_RAW DATA_:
▽

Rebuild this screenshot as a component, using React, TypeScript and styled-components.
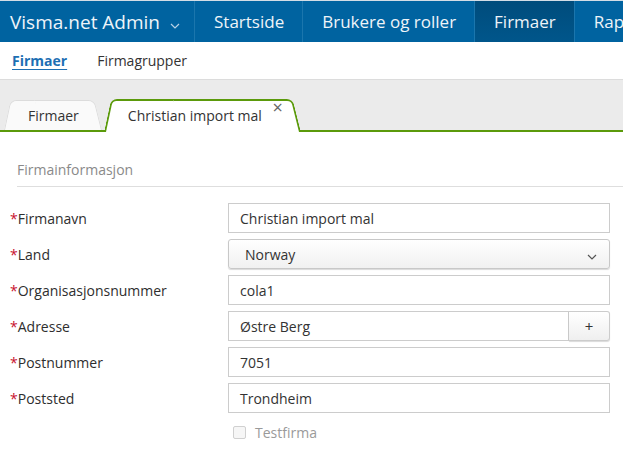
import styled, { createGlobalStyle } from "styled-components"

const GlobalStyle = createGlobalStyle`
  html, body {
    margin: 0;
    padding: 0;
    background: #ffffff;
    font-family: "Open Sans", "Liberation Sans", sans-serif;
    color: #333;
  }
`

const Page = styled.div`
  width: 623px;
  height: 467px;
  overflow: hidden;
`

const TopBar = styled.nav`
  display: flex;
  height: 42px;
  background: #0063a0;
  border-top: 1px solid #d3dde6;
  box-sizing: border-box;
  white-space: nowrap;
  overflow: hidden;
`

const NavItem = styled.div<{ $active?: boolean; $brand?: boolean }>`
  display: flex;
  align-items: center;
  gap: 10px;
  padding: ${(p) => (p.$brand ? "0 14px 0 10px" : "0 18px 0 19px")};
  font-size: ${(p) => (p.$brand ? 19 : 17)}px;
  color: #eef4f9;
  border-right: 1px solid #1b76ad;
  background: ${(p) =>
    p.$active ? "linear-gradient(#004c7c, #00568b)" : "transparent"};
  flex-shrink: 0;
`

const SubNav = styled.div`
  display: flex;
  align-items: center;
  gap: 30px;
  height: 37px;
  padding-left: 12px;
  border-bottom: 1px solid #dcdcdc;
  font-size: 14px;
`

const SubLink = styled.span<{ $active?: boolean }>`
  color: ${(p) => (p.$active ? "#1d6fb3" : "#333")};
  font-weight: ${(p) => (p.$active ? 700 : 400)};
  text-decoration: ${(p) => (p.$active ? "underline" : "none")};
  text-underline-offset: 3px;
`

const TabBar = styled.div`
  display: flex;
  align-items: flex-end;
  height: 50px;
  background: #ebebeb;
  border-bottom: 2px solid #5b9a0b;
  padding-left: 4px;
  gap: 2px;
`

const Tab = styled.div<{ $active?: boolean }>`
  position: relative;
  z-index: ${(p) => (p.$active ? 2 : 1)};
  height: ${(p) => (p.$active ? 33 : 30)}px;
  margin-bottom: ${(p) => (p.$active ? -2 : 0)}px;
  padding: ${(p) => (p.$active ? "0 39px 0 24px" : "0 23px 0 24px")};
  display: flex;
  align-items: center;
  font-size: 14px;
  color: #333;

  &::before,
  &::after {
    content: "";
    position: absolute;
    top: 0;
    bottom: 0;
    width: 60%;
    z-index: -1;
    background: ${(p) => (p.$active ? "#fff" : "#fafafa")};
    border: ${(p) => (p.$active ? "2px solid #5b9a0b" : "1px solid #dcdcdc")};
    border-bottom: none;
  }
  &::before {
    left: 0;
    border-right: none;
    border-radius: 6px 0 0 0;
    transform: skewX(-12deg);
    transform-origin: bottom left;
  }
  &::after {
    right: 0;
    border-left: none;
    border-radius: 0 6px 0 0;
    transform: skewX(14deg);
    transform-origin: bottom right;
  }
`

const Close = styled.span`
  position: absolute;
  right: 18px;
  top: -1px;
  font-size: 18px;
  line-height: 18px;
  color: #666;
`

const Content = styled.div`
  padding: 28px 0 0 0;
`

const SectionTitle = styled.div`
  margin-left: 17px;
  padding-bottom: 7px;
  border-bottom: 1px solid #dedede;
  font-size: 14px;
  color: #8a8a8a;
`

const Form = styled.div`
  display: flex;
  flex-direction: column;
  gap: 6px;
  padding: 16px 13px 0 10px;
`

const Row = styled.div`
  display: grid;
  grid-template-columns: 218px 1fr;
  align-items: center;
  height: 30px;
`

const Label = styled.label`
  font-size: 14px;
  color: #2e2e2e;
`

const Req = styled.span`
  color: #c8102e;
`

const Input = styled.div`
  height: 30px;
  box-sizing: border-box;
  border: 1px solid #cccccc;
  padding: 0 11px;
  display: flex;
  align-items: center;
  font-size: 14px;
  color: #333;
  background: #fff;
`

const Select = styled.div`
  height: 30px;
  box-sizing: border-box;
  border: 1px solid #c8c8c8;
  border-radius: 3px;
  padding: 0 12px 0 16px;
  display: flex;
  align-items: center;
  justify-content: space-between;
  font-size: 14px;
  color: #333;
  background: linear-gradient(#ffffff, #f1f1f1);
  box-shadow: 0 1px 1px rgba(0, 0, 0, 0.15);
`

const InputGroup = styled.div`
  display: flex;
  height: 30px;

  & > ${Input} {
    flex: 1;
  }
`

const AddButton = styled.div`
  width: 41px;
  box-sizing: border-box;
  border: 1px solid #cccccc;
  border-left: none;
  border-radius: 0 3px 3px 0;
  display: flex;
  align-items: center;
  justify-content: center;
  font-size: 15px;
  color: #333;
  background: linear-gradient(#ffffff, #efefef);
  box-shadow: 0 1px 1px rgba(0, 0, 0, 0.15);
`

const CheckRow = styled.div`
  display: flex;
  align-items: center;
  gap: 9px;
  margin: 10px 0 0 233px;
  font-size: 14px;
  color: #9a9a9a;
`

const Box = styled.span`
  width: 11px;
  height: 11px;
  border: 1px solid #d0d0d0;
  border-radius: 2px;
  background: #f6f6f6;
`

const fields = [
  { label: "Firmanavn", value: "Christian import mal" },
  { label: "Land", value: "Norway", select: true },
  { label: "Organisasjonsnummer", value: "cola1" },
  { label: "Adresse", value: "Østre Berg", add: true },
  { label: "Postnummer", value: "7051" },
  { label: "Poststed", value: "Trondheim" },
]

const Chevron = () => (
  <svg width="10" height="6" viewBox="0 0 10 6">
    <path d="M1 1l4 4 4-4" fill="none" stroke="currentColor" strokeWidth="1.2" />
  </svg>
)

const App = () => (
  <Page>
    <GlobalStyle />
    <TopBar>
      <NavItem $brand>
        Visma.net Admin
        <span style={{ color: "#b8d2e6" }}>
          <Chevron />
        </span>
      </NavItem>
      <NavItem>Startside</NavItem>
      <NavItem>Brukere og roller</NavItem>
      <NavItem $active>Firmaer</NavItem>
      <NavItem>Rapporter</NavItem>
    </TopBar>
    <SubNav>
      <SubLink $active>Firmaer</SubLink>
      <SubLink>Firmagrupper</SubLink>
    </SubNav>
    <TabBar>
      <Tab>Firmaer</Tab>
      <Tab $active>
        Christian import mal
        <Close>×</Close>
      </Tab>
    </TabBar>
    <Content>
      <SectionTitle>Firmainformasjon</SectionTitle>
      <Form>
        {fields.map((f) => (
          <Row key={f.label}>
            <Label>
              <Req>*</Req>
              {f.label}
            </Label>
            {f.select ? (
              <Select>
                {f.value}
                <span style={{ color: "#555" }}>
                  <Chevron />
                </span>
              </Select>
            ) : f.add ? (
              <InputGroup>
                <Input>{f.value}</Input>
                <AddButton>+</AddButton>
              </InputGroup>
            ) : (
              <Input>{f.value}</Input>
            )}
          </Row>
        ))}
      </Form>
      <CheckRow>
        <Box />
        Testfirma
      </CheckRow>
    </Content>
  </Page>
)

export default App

△

_TASK DIRECTIONS_:
Return only the number of lines in the data above that include the word "components".

_WRITTEN RESPONSE_:
2